Insomma, anche le opere di Gauguin, non solo le sue azioni, non sono prive di punti critici e raffigurazioni feticizzanti, razziste e sessiste. Inoltre, è evidente come in questo caso (come in molti altri) un approccio intersezionale sia fondamentale: non solo si parla di razzismo e sessismo, ma anche dell’intersezione tra le due cose. Moya Bailey, femminista nera e queer, coniò il termine “misogynoir” per descrivere il sessismo specifico che subiscono le donne nere, in questo caso donne di colore polinesiane. Le donne ritratte da Gauguin e che il pittore incontra nella sua vita non solo subiscono le azioni predatorie che lui avrebbe rivolto a qualsiasi donna europea, ma subiscono un’oppressione al quadrato, se vi aggiungiamo l’infantilizzazione, la primitivizzazione e la sottomissione coloniale.

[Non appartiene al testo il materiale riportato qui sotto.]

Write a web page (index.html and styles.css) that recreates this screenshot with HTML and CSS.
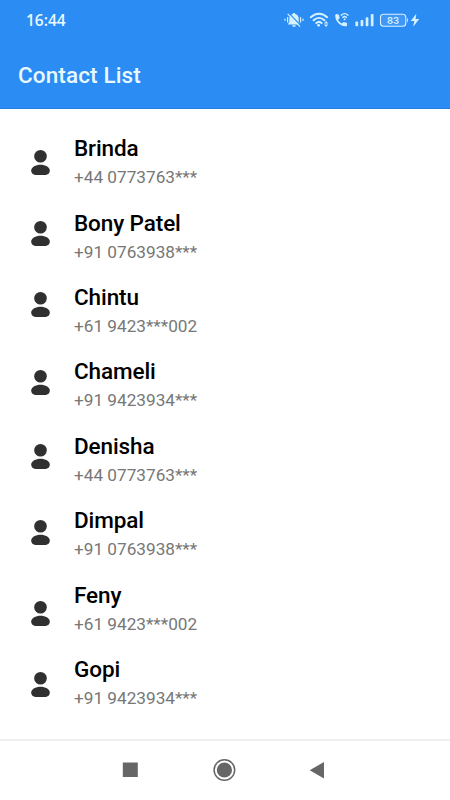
FILE: index.html
```html
<!DOCTYPE html>
<html lang="en">
<head>
<meta charset="utf-8">
<title>Contact List</title>
<link rel="stylesheet" href="styles.css">
</head>
<body>
<svg class="defs" width="0" height="0" aria-hidden="true">
  <symbol id="person" viewBox="0 0 19 26">
    <circle cx="9.5" cy="6.3" r="6.3"/>
    <path d="M9.5 14.7c4.8 0 9.3 2.4 9.3 5.8 0 3-2.3 4.5-5.2 4.5H5.4c-2.9 0-5.2-1.5-5.2-4.5 0-3.4 4.5-5.8 9.3-5.8z"/>
  </symbol>
</svg>
<header class="top">
  <div class="status">
    <span class="time">16:44</span>
    <svg class="indicators" width="140" height="20" viewBox="283 10 140 20">
      <g fill="none" stroke="currentColor" stroke-linecap="round">
        <path d="M285 19v1.4M287.6 17.5v4.4M300.6 17.5v4.4M303 19v1.4" stroke-width="1.2"/>
        <path d="M310.8 17.3c4.8-4.7 11.5-4.7 16.3 0M313.6 20.3c3.2-3.1 7.6-3.1 10.8 0M316.3 23.1c1.7-1.5 3.7-1.5 5.3 0" stroke-width="2"/>
        <path d="M341.2 15.2c2-1.9 4.8-1.9 6.8 0M342.7 17.4c1.1-1 2.7-1 3.8 0" stroke-width="1.3"/>
      </g>
      <g fill="currentColor">
        <path d="M294 13c.8 0 1.3.5 1.3 1.1 2.3.6 3.4 2.4 3.4 4.7v3l1.5 2.6h-12.4l1.5-2.6v-3c0-2.3 1.1-4.1 3.4-4.7 0-.6.5-1.1 1.3-1.1zM292.2 25.2h3.6c-.2 1.2-.8 1.7-1.8 1.7s-1.6-.5-1.8-1.7z"/>
        <circle cx="318.6" cy="25.3" r="1.4"/>
        <path d="M324 23.4l2.1-2.5 2.1 2.5zM324 24.5h4.2l-2.1 2.5z"/>
        <path d="M336.4 14.1l2.3.4 1 3.5-1.6 1.7c.8 1.7 2 2.9 3.8 3.8l1.7-1.6 3.5 1-.1 2.5c-.2.7-.9 1-1.7.9-5.7-.6-9.6-4.6-10.1-10.3-.1-.9.4-1.8 1.2-1.9z"/>
        <circle cx="344.6" cy="19.3" r="1"/>
        <rect x="355.4" y="21.5" width="2.7" height="4.8" rx=".7"/>
        <rect x="360.6" y="20" width="2.7" height="6.3" rx=".7"/>
        <rect x="365.7" y="17.3" width="2.7" height="9" rx=".7"/>
        <rect x="370.8" y="14" width="2.7" height="12.3" rx=".7"/>
        <path d="M407 18v4.5c1.2-.3 1.2-4.2 0-4.5zM416.3 13.7l-5.6 7.4h3.6l-1.1 5.6 6-7.6h-3.6z"/>
      </g>
      <path class="slash" d="M288.9 13.1l12.2 12.8"/>
      <path d="M287.7 13.9l12.3 12.8" stroke="currentColor" stroke-width="1.2"/>
      <rect x="380.5" y="14.3" width="25.3" height="12" rx="3" fill="#fff" fill-opacity=".1" stroke="currentColor" stroke-width="1.1"/>
      <text class="charge" x="393.1" y="23.8" text-anchor="middle">83</text>
    </svg>
  </div>
  <h1>Contact List</h1>
</header>
<main class="list">
  <div class="row"><svg class="person"><use href="#person"/></svg><div><div class="name">Brinda</div><div class="phone">+44 0773763***</div></div></div>
  <div class="row"><svg class="person"><use href="#person"/></svg><div><div class="name">Bony Patel</div><div class="phone">+91 0763938***</div></div></div>
  <div class="row"><svg class="person"><use href="#person"/></svg><div><div class="name">Chintu</div><div class="phone">+61 9423***002</div></div></div>
  <div class="row"><svg class="person"><use href="#person"/></svg><div><div class="name">Chameli</div><div class="phone">+91 9423934***</div></div></div>
  <div class="row"><svg class="person"><use href="#person"/></svg><div><div class="name">Denisha</div><div class="phone">+44 0773763***</div></div></div>
  <div class="row"><svg class="person"><use href="#person"/></svg><div><div class="name">Dimpal</div><div class="phone">+91 0763938***</div></div></div>
  <div class="row"><svg class="person"><use href="#person"/></svg><div><div class="name">Feny</div><div class="phone">+61 9423***002</div></div></div>
  <div class="row"><svg class="person"><use href="#person"/></svg><div><div class="name">Gopi</div><div class="phone">+91 9423934***</div></div></div>
</main>
<nav class="nav">
  <svg width="24" height="24" viewBox="0 0 24 24"><path d="M4.8 4.5h15v14.5h-15z"/></svg>
  <svg width="24" height="24" viewBox="0 0 24 24"><circle cx="12.4" cy="12" r="10.3" fill="none" stroke="currentColor" stroke-width="1.5"/><circle cx="12.4" cy="12" r="7.6"/></svg>
  <svg width="24" height="24" viewBox="0 0 24 24"><path d="M4.7 12.2L19 4v16.4z"/></svg>
</nav>
</body>
</html>
```
FILE: styles.css
```css
* { box-sizing: border-box; }
body {
  margin: 0;
  height: 800px;
  display: flex;
  flex-direction: column;
  overflow: hidden;
  background: #fff;
  font-family: Roboto, "Liberation Sans", sans-serif;
}
.defs { position: absolute; }
.top {
  height: 109px;
  flex: none;
  background: #2b8cf4;
  border-bottom: 1px solid #237fe0;
  color: #e8f9ff;
}
.status {
  height: 40px;
  padding: 0 27px 0 26px;
  display: flex;
  justify-content: space-between;
  align-items: center;
}
.time {
  font: 600 15.5px/20px "Open Sans", sans-serif;
}
.indicators { display: block; color: #d5f1ff; }
.slash { stroke: #2b8cf4; stroke-width: 1.3; }
.charge { font: 600 9.5px Inter, sans-serif; fill: currentColor; }
h1 {
  margin: 20px 0 0 18px;
  font-size: 22.5px;
  line-height: 31px;
  font-weight: 500;
  letter-spacing: .12px;
}
.list { flex: 1; padding: 24px 0 0 31px; }
.row { height: 74.4px; display: flex; gap: 24px; }
.person { width: 19px; height: 26px; margin-top: 16.6px; fill: #303030; }
.row:nth-child(2) .person { margin-top: 13.3px; }
.row:nth-child(3) .person { margin-top: 10.2px; }
.row:nth-child(4) .person { margin-top: 13.5px; }
.row:nth-child(5) .person { margin-top: 13.1px; }
.row:nth-child(6) .person { margin-top: 14.7px; }
.row:nth-child(7) .person { margin-top: 21.2px; }
.row:nth-child(8) .person { margin-top: 18px; }
.name { padding-top: .3px; font-size: 22.5px; line-height: 30px; font-weight: 500; letter-spacing: -.1px; color: #000; }
.phone { font-size: 17.2px; line-height: 29.5px; color: #777; }
.nav {
  height: 61px;
  flex: none;
  border-top: 2px solid #f0f0f0;
  padding: 0 121px 2px 118px;
  display: flex;
  justify-content: space-between;
  align-items: center;
  color: #666;
  fill: #666;
}
```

La rivincita di artist* dell’Oceania
Nonostante i numerosi libri, saggi, ricerche di dottorato, tesi, articoli e conferenze sulla condotta e l’arte condannabili di Gauguin, ancora oggi un’opera del pittore non vale meno di 9 milioni di dollari e a lui continuano ad essere dedicate ogni anno mostre, libri, film e celebrazioni di ogni tipo. Le considerazioni come quelle contenute in questo articolo sono spesso respinte come se fossero solo espressione di rabbia femminista o un ulteriore rigurgito del “politically correct”.
Come riappropriarsi dunque della narrazione dominante di Gauguin? Artiste del XX secolo come Paula Modershon o Amrita Sher-Gil, pur non essendo tahitiane, si autoritraggono nello stile di Gauguin nel tentativo di riprendere in mano la propria rappresentazione, sfidando un canone artistico che non era solo eurocentrico ma anche ad appannaggio esclusivamente maschile.


Un’altra artista, la hawaiana Debra Drexler, ha analizzato all’inizio degli anni 2000 l’eredità colonialista di Gauguin creando un’intera mostra dal titolo Gauguin’s Zombie. fatta di installazioni, ambienti, dipinti di grandi dimensioni e objets trouvés. Altri artisti come Kay George e Tyla Vaeau compiono interventi artistici interessanti sulle loro identità post-coloniali inserendo proprie fotografie nei facsimili dei dipinti dell’artista.
L’artista statunitense di origine africana Kehinde Wiley (lo stesso Wiley che era stato incaricato da Obama di dipingere il suo ritratto ufficiale) ha invece dipinto una serie di opere titolata “Tahiti” in cui ha rimosso tutti gli elementi che considerava problematici di Gauguin. L’artista stesso ha ammesso di riconoscere in Gauguin un riferimento artistico importante ma di non poterne negare la problematicità. Per esempio, nel titolo di ogni quadro della serie è indicato il nome della modella ritratta: un ottimo modo per ricordare che ogni corpo appartiene a qualcun* e non esiste solo per essere guardato.